14. PROSECUTION: Can I firstly ensure that your Lordship has the draft questions which is headed "Draft question V2"?
15. THE VICE PRESIDENT: Yes.
16. MR WOODALL: The amendments that were made that are in that document remove any concerns of the Health and Safety Executive about the drafting of those documents. It is a matter entirely for the court as to whether this is a point of law of general public importance.
17. THE VICE PRESIDENT: Yes. Can I say that I have considered this, together with both Gibbs and Lloyd Jones JJ, and we take the view that since essentially we were following a Court of Appeal decision, not a House of Lords' decision, albeit presided over by a very distinguished judge, there Lordships should be given the opportunity to look at it and see whether or not they consider it is a matter which they would wish to hear. It follows that we consider that the three questions raised issues of general public importance, but the questions would be better phrased if in each case the question should finish with the word "duty" and should therefore omit the "when" and the subclauses. Those are really matters of argument rather than substance in relation to the question.
18. MR COMPTON: Indeed.
19. THE VICE PRESIDENT: So we will put those together with the order. I should have said that as far as the decision is concerned we dismiss the appeal against conviction and we granted leave to appeal against sentence but dismissed the appeal. I had forgotten that you had not got leave.

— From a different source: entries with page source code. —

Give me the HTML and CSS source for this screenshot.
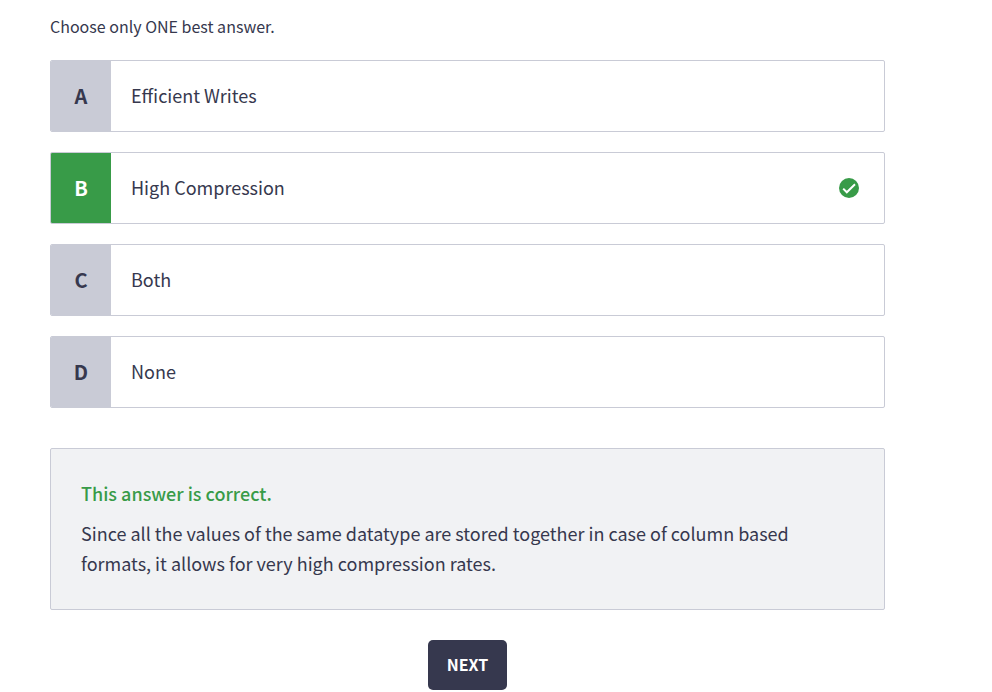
FILE: index.html
```html
<!DOCTYPE html>
<html lang="en">
<head>
<meta charset="utf-8">
<meta name="viewport" content="width=device-width, initial-scale=1">
<title>Quiz</title>
<link rel="stylesheet" href="styles.css">
</head>
<body>
<main class="quiz">
  <p class="hint">Choose only ONE best answer.</p>
  <div class="options">
    <button class="option" type="button">
      <span class="letter">A</span>
      <span class="answer">Efficient Writes</span>
    </button>
    <button class="option correct" type="button">
      <span class="letter">B</span>
      <span class="answer">High Compression</span>
      <svg class="check" viewBox="0 0 20 20" aria-hidden="true">
        <circle cx="10" cy="10" r="10" fill="#389b48"/>
        <path d="M4.2 10.6 7.8 14.3 16 6.2" fill="none" stroke="#fff" stroke-width="2"/>
      </svg>
    </button>
    <button class="option" type="button">
      <span class="letter">C</span>
      <span class="answer">Both</span>
    </button>
    <button class="option" type="button">
      <span class="letter">D</span>
      <span class="answer">None</span>
    </button>
  </div>
  <section class="feedback">
    <h2 class="verdict">This answer is correct.</h2>
    <p class="explanation">Since all the values of the same datatype are stored together in case of column based formats, it allows for very high compression rates.</p>
  </section>
  <button class="next" type="button">NEXT</button>
</main>
</body>
</html>
```

FILE: styles.css
```css
* {
  box-sizing: border-box;
}

body {
  margin: 0;
  background: #fff;
  color: #36384e;
  font-family: "Source Sans Pro", "Noto Sans CJK SC", sans-serif;
  font-size: 18px;
  line-height: 30px;
}

button {
  font: inherit;
  color: inherit;
  cursor: pointer;
}

.quiz {
  display: flex;
  flex-direction: column;
  padding: 11px 107px 0 50px;
}

.hint {
  margin: 0 0 19px;
  font-size: 16px;
}

.options {
  display: flex;
  flex-direction: column;
  gap: 20px;
}

.option {
  display: flex;
  align-items: center;
  height: 72px;
  padding: 0;
  overflow: hidden;
  text-align: left;
  background: #fff;
  border: 1px solid #c9cbd6;
  border-radius: 2px;
}

.letter {
  display: flex;
  flex: none;
  align-items: center;
  justify-content: center;
  align-self: stretch;
  width: 60px;
  background: #c9cbd6;
  font-size: 20px;
  font-weight: 700;
}

.correct .letter {
  background: #389b48;
  color: #fff;
}

.answer {
  flex: 1;
  padding: 0 20px 2px;
}

.check {
  flex: none;
  width: 20px;
  height: 20px;
  margin-right: 25px;
}

.feedback {
  margin-top: 40px;
  padding: 29px 30px 31px;
  background: #f1f2f4;
  border: 1px solid #c9cbd6;
  border-radius: 2px;
}

.verdict {
  margin: 0 0 10px;
  color: #389b48;
  font-size: 18px;
  font-weight: 500;
}

.explanation {
  margin: 0;
}

.next {
  align-self: center;
  height: 50px;
  margin-top: 30px;
  padding: 0 19px 2px;
  background: #36384e;
  border: 0;
  border-radius: 5px;
  color: #fff;
  font-size: 16px;
  font-weight: 700;
}
```
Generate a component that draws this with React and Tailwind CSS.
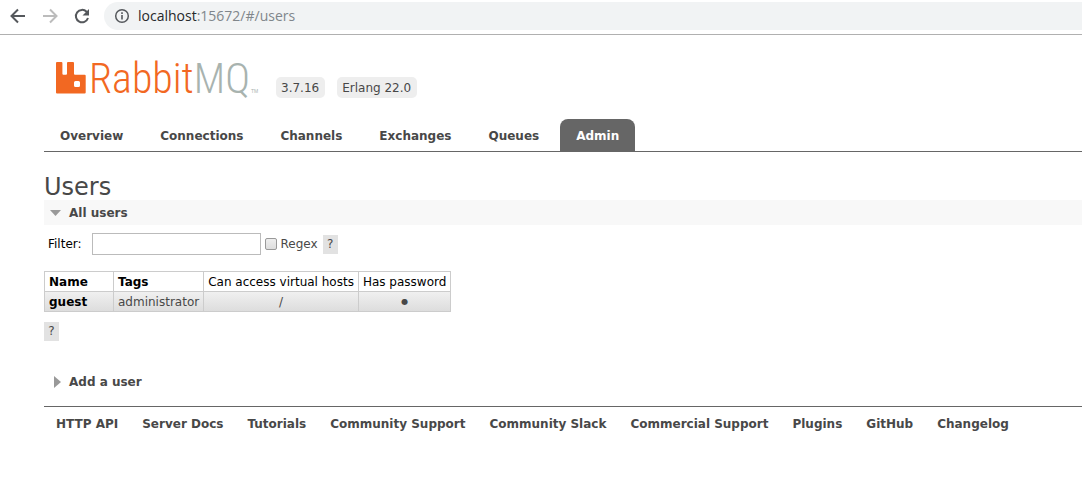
import React from "react";

const tabs = ["Overview", "Connections", "Channels", "Exchanges", "Queues", "Admin"];
const links = [
  "HTTP API",
  "Server Docs",
  "Tutorials",
  "Community Support",
  "Community Slack",
  "Commercial Support",
  "Plugins",
  "GitHub",
  "Changelog",
];

function BrowserBar() {
  return (
    <div className="flex h-[35px] items-start gap-4 border-b border-[#b0b0b0] pl-[10px] font-['Open_Sans',sans-serif]">
      <button type="button" aria-label="Back" className="mt-2 h-4 w-4 text-[#55585c]">
        <svg viewBox="0 0 16 16" className="h-4 w-4" fill="none" stroke="currentColor" strokeWidth="2">
          <path d="M15 8H2.500M8 1.500 1.500 8 8 14.500" />
        </svg>
      </button>
      <button type="button" aria-label="Forward" className="mt-2 h-4 w-4 text-[#bcbcbc]">
        <svg viewBox="0 0 16 16" className="h-4 w-4" fill="none" stroke="currentColor" strokeWidth="2">
          <path d="M1 8h12.500M8 1.500 14.500 8 8 14.500" />
        </svg>
      </button>
      <button type="button" aria-label="Reload" className="mt-2 h-4 w-4 text-[#55585c]">
        <svg viewBox="0 0 16 16" className="h-4 w-4" fill="none" stroke="currentColor" strokeWidth="2">
          <path d="M14 10A6.200 6.200 0 1 1 12.600 3.800L14 5.200" />
          <path d="M15 1v6.500H8.500z" fill="currentColor" stroke="none" />
        </svg>
      </button>
      <div className="-ml-0.5 mt-0.5 flex h-7 flex-1 items-center gap-2 rounded-l-full bg-[#f1f3f4] pl-[10px]">
        <svg viewBox="0 0 16 16" className="h-4 w-4 text-[#55585c]" fill="none" stroke="currentColor">
          <circle cx="8" cy="8" r="6.300" strokeWidth="1.500" />
          <path d="M8 7v4.500M8 4.300v1.600" strokeWidth="1.600" />
        </svg>
        <span className="text-[14px] leading-5 text-[#26282b]">
          localhost<span className="text-[#80868b]">:15672/#/users</span>
        </span>
      </div>
    </div>
  );
}

function Logo() {
  return (
    <svg viewBox="0 0 208 44" className="h-11 w-[208px] overflow-visible" role="img" aria-label="RabbitMQ">
      <path
        fill="#f26822"
        fillRule="evenodd"
        d="M1 7h4.400q1 0 1 1v10.800q0 1 1 1h2.600q1 0 1-1V8q0-1 1-1h5q1 0 1 1v10.800q0 1 1 1h9.700q1 0 1 1V37.500q0 1-1 1H1q-1 0-1-1V8q0-1 1-1zM19.500 26q-1.500 0-1.500 1.500v3q0 1.500 1.500 1.500h3q1.500 0 1.500-1.500v-3q0-1.500-1.500-1.500z"
      />
      <text
        x="33"
        y="38"
        fontSize="42"
        fontWeight="300"
        fontFamily="'Roboto Condensed Light', 'Roboto Condensed', 'Open Sans Condensed', sans-serif"
        fill="#f26822"
      >
        Rabbit<tspan fill="#a8b3af">MQ</tspan>
      </text>
      <text x="195" y="38" fontSize="5" fontFamily="Liberation Sans, sans-serif" fill="#a8b3af">
        TM
      </text>
    </svg>
  );
}

function Help() {
  return (
    <button type="button" aria-label="Help" className="h-[19px] w-[15px] bg-[#e2e2e2] text-center text-[12px] leading-[19px] text-[#484848]">
      ?
    </button>
  );
}

export default function App() {
  return (
    <div className="bg-white font-['DejaVu_Sans',sans-serif] text-[12px] leading-4 text-[#484848]">
      <BrowserBar />
      <div className="ml-11">
        <header className="pt-5">
          <div className="flex items-start gap-3 pl-3">
            <a href="#/"><Logo /></a>
            <span className="mt-[22px] h-[21px] rounded-[5px] bg-[#eee] pr-1.5 pl-[5px] leading-[22px]">3.7.16</span>
            <span className="mt-[22px] h-[21px] rounded-[5px] bg-[#eee] pr-1.5 pl-[5px] leading-[22px]">Erlang 22.0</span>
          </div>
          <nav className="mt-5 flex gap-[5px] border-b border-[#666] font-bold">
            {tabs.map((t) => (
              <a
                key={t}
                href="#/users"
                className={
                  t === "Admin"
                    ? "rounded-t-lg bg-[#666] px-4 pt-[9px] pb-[7px] text-white"
                    : "px-4 pt-[9px] pb-[7px]"
                }
              >
                {t}
              </a>
            ))}
          </nav>
        </header>
        <main>
          <h1 className="mt-[22px] text-[24px] leading-[26px]">Users</h1>
          <h2 className="flex h-[25px] items-center gap-2 bg-[#f8f8f8] pl-[6px] font-bold">
            <svg viewBox="0 0 11 6" className="h-[6px] w-[11px]" fill="#999"><path d="M0 0h11L5.500 6z" /></svg>
            All users
          </h2>
          <div className="mt-2 flex items-center pl-1">
            <label htmlFor="filter" className="text-black">Filter:</label>
            <input id="filter" type="text" className="ml-[10px] h-[22px] w-[169px] border border-[#bbb] bg-white px-1" />
            <input
              id="regex"
              type="checkbox"
              className="ml-1 h-3 w-3 appearance-none rounded-[2px] border border-[#999] bg-linear-to-b from-[#eee] to-[#ddd]"
            />
            <label htmlFor="regex" className="mr-[5px] ml-1">Regex</label>
            <Help />
          </div>
          <table className="mt-4 border-collapse">
            <thead>
              <tr className="text-black">
                <th className="h-5 min-w-[69px] border border-[#ccc] px-1 py-0 text-left font-bold">Name</th>
                <th className="border border-[#ccc] px-1 text-left font-bold">Tags</th>
                <th className="border border-[#ccc] px-1 font-normal">Can access virtual hosts</th>
                <th className="border border-[#ccc] px-1 font-normal">Has password</th>
              </tr>
            </thead>
            <tbody>
              <tr className="bg-linear-to-b from-[#f0f0f0] to-[#dcdcdc]">
                <td className="h-5 border border-[#ccc] px-1 font-bold text-black">
                  <a href="#/users/guest">guest</a>
                </td>
                <td className="border border-[#ccc] px-1">administrator</td>
                <td className="border border-[#ccc] px-1 text-center">/</td>
                <td className="border border-[#ccc] px-1 text-center text-[8px]">●</td>
              </tr>
            </tbody>
          </table>
          <div className="mt-[10px] flex"><Help /></div>
          <h2 className="mt-7 flex h-[25px] items-center gap-2 pl-[10px] font-bold">
            <svg viewBox="0 0 7 12" className="h-3 w-[7px]" fill="#999"><path d="M0 0v12L7 6z" /></svg>
            Add a user
          </h2>
        </main>
        <footer className="mt-3 flex gap-6 border-t border-[#666] pt-[9px] pl-3 font-bold whitespace-nowrap">
          {links.map((l) => (
            <a key={l} href="#/users">{l}</a>
          ))}
        </footer>
      </div>
    </div>
  );
}
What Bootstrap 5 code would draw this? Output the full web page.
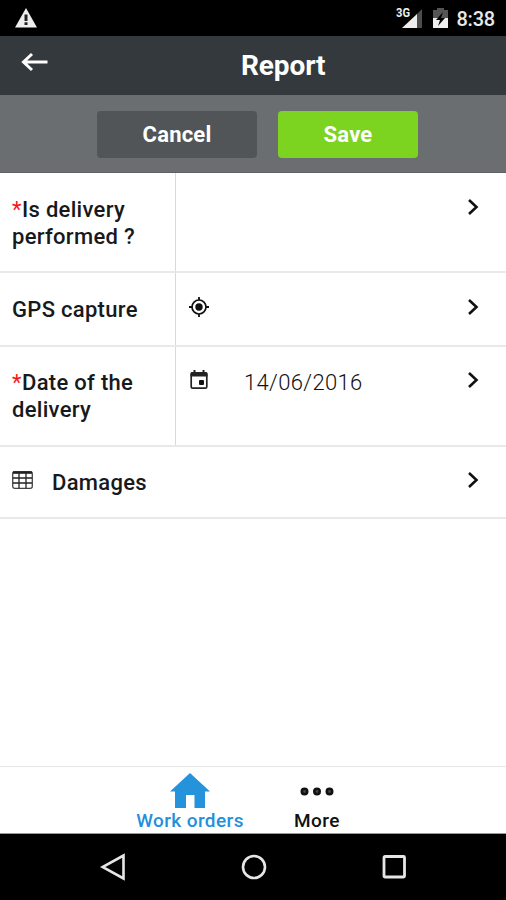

20. For the purposes of any application for leave to appeal to the House of Lords, what representation order do you ask for Mr Compton?
21. MR COMPTON: My Lord those instructing are privately paid in any event. I do not know if I
22. THE VICE PRESIDENT: You are not asking for a representation order then?
23. MR COMPTON: My Lord, no.
24. MR WOODALL: For clarity your Lordship certifies the question but does not grant leave.
25. LORD JUSTICE LATHAM: Yes, I have refused leave. Their Lordships can then consider whether they think it is appropriate to hear it.